### GIVEN INFORMATION
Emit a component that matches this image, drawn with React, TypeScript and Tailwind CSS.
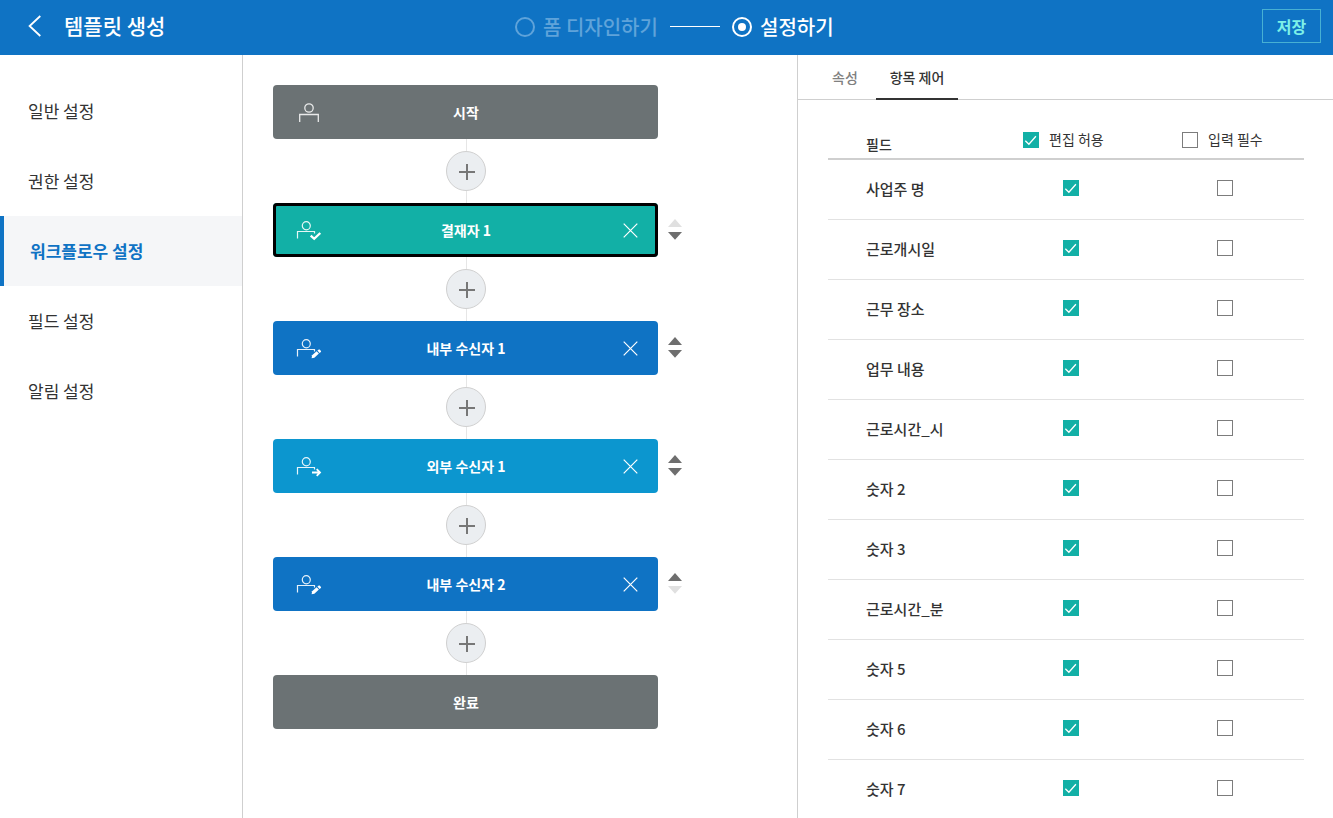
import React from "react";

type Kind = "start" | "check" | "edit" | "send" | "end";

interface FlowNode {
  kind: Kind;
  label: string;
  color: string;
  selected?: boolean;
  up?: boolean;
  down?: boolean;
}

const menu = ["일반 설정", "권한 설정", "워크플로우 설정", "필드 설정", "알림 설정"];
const activeMenu = 2;

const nodes: FlowNode[] = [
  { kind: "start", label: "시작", color: "bg-[#6b7274]" },
  { kind: "check", label: "결재자 1", color: "bg-[#12b0a6]", selected: true, up: false, down: true },
  { kind: "edit", label: "내부 수신자 1", color: "bg-[#0f73c4]", up: true, down: true },
  { kind: "send", label: "외부 수신자 1", color: "bg-[#0c96cf]", up: true, down: true },
  { kind: "edit", label: "내부 수신자 2", color: "bg-[#0f73c4]", up: true, down: false },
  { kind: "end", label: "완료", color: "bg-[#6b7274]" },
];

const fields = [
  "사업주 명", "근로개시일", "근무 장소", "업무 내용", "근로시간_시", "숫자 2",
  "숫자 3", "근로시간_분", "숫자 5", "숫자 6", "숫자 7",
];

function NodeIcon({ kind }: { kind: Kind }) {
  if (kind === "end") return null;
  if (kind === "start") {
    return (
      <svg width="28" height="24" viewBox="0 0 28 24" fill="none" stroke="#fff" strokeOpacity="0.85" strokeWidth="1.3">
        <circle cx="14" cy="8" r="4.2" />
        <path d="M4.7 22V14.5H23.3V22" />
      </svg>
    );
  }
  return (
    <svg width="28" height="24" viewBox="0 0 28 24" fill="none" stroke="#fff" strokeOpacity="0.9" strokeWidth="1.2">
      <ellipse cx="11.3" cy="7.8" rx="4" ry="4.1" />
      <path d="M2.5 20.5V13.5H19.5V15.5" />
      {kind === "check" && <path d="M15.7 17.6L19.2 20.8L25.3 15" strokeWidth="2.3" strokeOpacity="1" />}
      {kind === "edit" && (
        <g fill="#fff" stroke="none">
          <path d="M16.6 22.2L17.1 19.3L21.6 15.3L23.9 17.5L19.4 21.8Z" />
          <path d="M22.4 14.6L23.8 13.4Q24.3 13.2 24.8 13.7L26 15Q26.2 15.5 25.8 15.9L24.6 16.9Z" />
        </g>
      )}
      {kind === "send" && <path d="M17 18.5H25M21.7 15.2L25 18.5L21.7 21.8" strokeWidth="1.8" strokeOpacity="1" />}
    </svg>
  );
}

function Sorter({ up, down }: { up?: boolean; down?: boolean }) {
  return (
    <svg width="14" height="22" viewBox="0 0 14 22" className="mb-[2px] ml-[10px] shrink-0">
      <path d="M0 9L7 1L14 9Z" className={up ? "fill-[#6e6e6e]" : "fill-[#e0e0e0]"} />
      <path d="M0 14L7 21.8L14 14Z" className={down ? "fill-[#6e6e6e]" : "fill-[#e0e0e0]"} />
    </svg>
  );
}

function NodeRow({ node }: { node: FlowNode }) {
  const movable = node.up !== undefined;
  return (
    <div className="flex h-[54px] items-center">
      <div
        className={`grid h-[54px] w-[385px] shrink-0 grid-cols-[90px_1fr_90px] items-center rounded-[4px] ${node.color} ${
          node.selected ? "inset-ring-3 inset-ring-black" : ""
        }`}
      >
        <div className="flex pl-[22px]"><NodeIcon kind={node.kind} /></div>
        <span className="pl-px text-center text-[14px] leading-[20px] font-bold text-white">{node.label}</span>
        {movable && (
          <svg width="15" height="15" viewBox="0 0 15 15" stroke="#fff" strokeWidth="1.2" className="mt-px mr-[20px] justify-self-end">
            <path d="M0.7 0.7L14.3 14.3M14.3 0.7L0.7 14.3" />
          </svg>
        )}
      </div>
      {movable && <Sorter up={node.up} down={node.down} />}
    </div>
  );
}

function AddStep() {
  return (
    <div className="flex h-16 w-[387px] flex-col items-center">
      <div className="h-3 w-px bg-[#e6e6e6]" />
      <button className="mr-px flex h-10 w-10 items-center justify-center rounded-full border border-[#d0d0d0] bg-[#ebeef1]">
        <svg width="18" height="18" viewBox="0 0 18 18" stroke="#777" strokeWidth="2" className="mt-[2px] ml-[2px]">
          <path d="M9 1V17M1 9H17" />
        </svg>
      </button>
      <div className="h-3 w-px bg-[#e6e6e6]" />
    </div>
  );
}

function Box({ checked }: { checked?: boolean }) {
  return checked ? (
    <span className="flex h-4 w-4 shrink-0 bg-[#12b0a6]">
      <svg width="16" height="16" viewBox="0 0 16 16" fill="none" stroke="#fff" strokeWidth="1.3">
        <path d="M2.3 8.7L5.9 12.3L12.9 4.3" />
      </svg>
    </span>
  ) : (
    <span className="h-4 w-4 shrink-0 border border-[#7c7c7c] bg-white" />
  );
}

export default function App() {
  return (
    <div className="flex h-[818px] w-[1333px] flex-col overflow-hidden bg-white font-['Noto_Sans_CJK_KR',sans-serif] text-[#333]">
      <header className="flex h-[55px] shrink-0 items-center bg-[#0f73c4] text-white">
        <div className="flex w-[515px] items-center">
          <svg width="14" height="22" viewBox="0 0 14 22" fill="none" stroke="#fff" strokeWidth="1.8" className="mb-[3px] ml-[28px]">
            <path d="M12.3 1L1.6 11L12.3 21" />
          </svg>
          <h1 className="mb-[5px] ml-[22px] text-[21px] leading-[30px] font-medium">템플릿 생성</h1>
        </div>
        <div className="flex flex-1 items-center text-[20px] leading-[30px] font-medium">
          <span className="mb-px h-5 w-5 rounded-full border-2 border-[#5fa3da]" />
          <span className="mb-px ml-[8px] w-[116px] whitespace-nowrap text-[#5fa3da]">폼 디자인하기</span>
          <span className="mb-[2px] ml-[11px] h-px w-[50px] bg-white" />
          <span className="mb-px ml-[12px] flex h-5 w-5 items-center justify-center rounded-full border-2 border-white">
            <span className="h-[8px] w-[8px] rounded-full bg-white" />
          </span>
          <span className="mb-px ml-[8px]">설정하기</span>
        </div>
        <button className="mr-[12px] mb-[3px] h-[34px] w-[59px] border border-[#47b0d3] text-[16px] leading-[32px] font-bold text-[#7df0e8]">저장</button>
      </header>

      <div className="flex min-h-0 flex-1">
        <nav className="w-[243px] shrink-0 border-r border-[#cfcfcf] pt-[21px] text-[17px]">
          {menu.map((m, i) => (
            <div
              key={m}
              className={
                i === activeMenu
                  ? "flex h-[70px] items-center border-l-4 border-[#0f73c4] bg-[#f5f6f8] pl-[26px] font-bold text-[#0f73c4]"
                  : "flex h-[70px] items-center pl-[28px]"
              }
            >
              {m}
            </div>
          ))}
        </nav>

        <main className="w-[554px] shrink-0 pt-[30px] pl-[30px]">
          {nodes.map((n, i) => (
            <React.Fragment key={n.label}>
              <NodeRow node={n} />
              {i < nodes.length - 1 && <AddStep />}
            </React.Fragment>
          ))}
        </main>

        <aside className="flex flex-1 flex-col border-l border-[#cfcfcf]">
          <div className="flex h-[45px] shrink-0 border-b border-[#cfcfcf] text-[14px] leading-[44px] font-medium">
            <div className="w-[78px] pl-[34px] text-[#808080]">속성</div>
            <div className="h-[45px] w-[82px] border-b-2 border-[#333] text-center">항목 제어</div>
          </div>
          <div className="mt-[20px] mr-[29px] ml-[30px]">
            <div className="grid h-[40px] grid-cols-[195px_159px_1fr] border-b-2 border-[#cfcfcf] text-[14px] leading-[20px]">
              <span className="pt-[14px] pl-[38px] font-medium">필드</span>
              <div className="flex h-[40px] items-center gap-[10px]"><Box checked /><span className="mb-[2px]">편집 허용</span></div>
              <div className="flex h-[40px] items-center gap-[10px]"><Box /><span className="mb-[2px]">입력 필수</span></div>
            </div>
            {fields.map((f) => (
              <div key={f} className="grid h-[60px] grid-cols-[235px_154px_1fr] items-center border-b border-[#e2e2e2] pb-[3px] text-[15px] leading-[22px] font-medium">
                <span className="pt-px pl-[38px]">{f}</span>
                <Box checked />
                <Box />
              </div>
            ))}
          </div>
        </aside>
      </div>
    </div>
  );
}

### WHAT TO PRODUCE
Return nothing but the lines running from the start of the data to the line with "const activeMenu = 2;", please, both ends included and no pictures.

### ANSWER FOR THE TASK
Emit a component that matches this image, drawn with React, TypeScript and Tailwind CSS.
import React from "react";

type Kind = "start" | "check" | "edit" | "send" | "end";

interface FlowNode {
  kind: Kind;
  label: string;
  color: string;
  selected?: boolean;
  up?: boolean;
  down?: boolean;
}

const menu = ["일반 설정", "권한 설정", "워크플로우 설정", "필드 설정", "알림 설정"];
const activeMenu = 2;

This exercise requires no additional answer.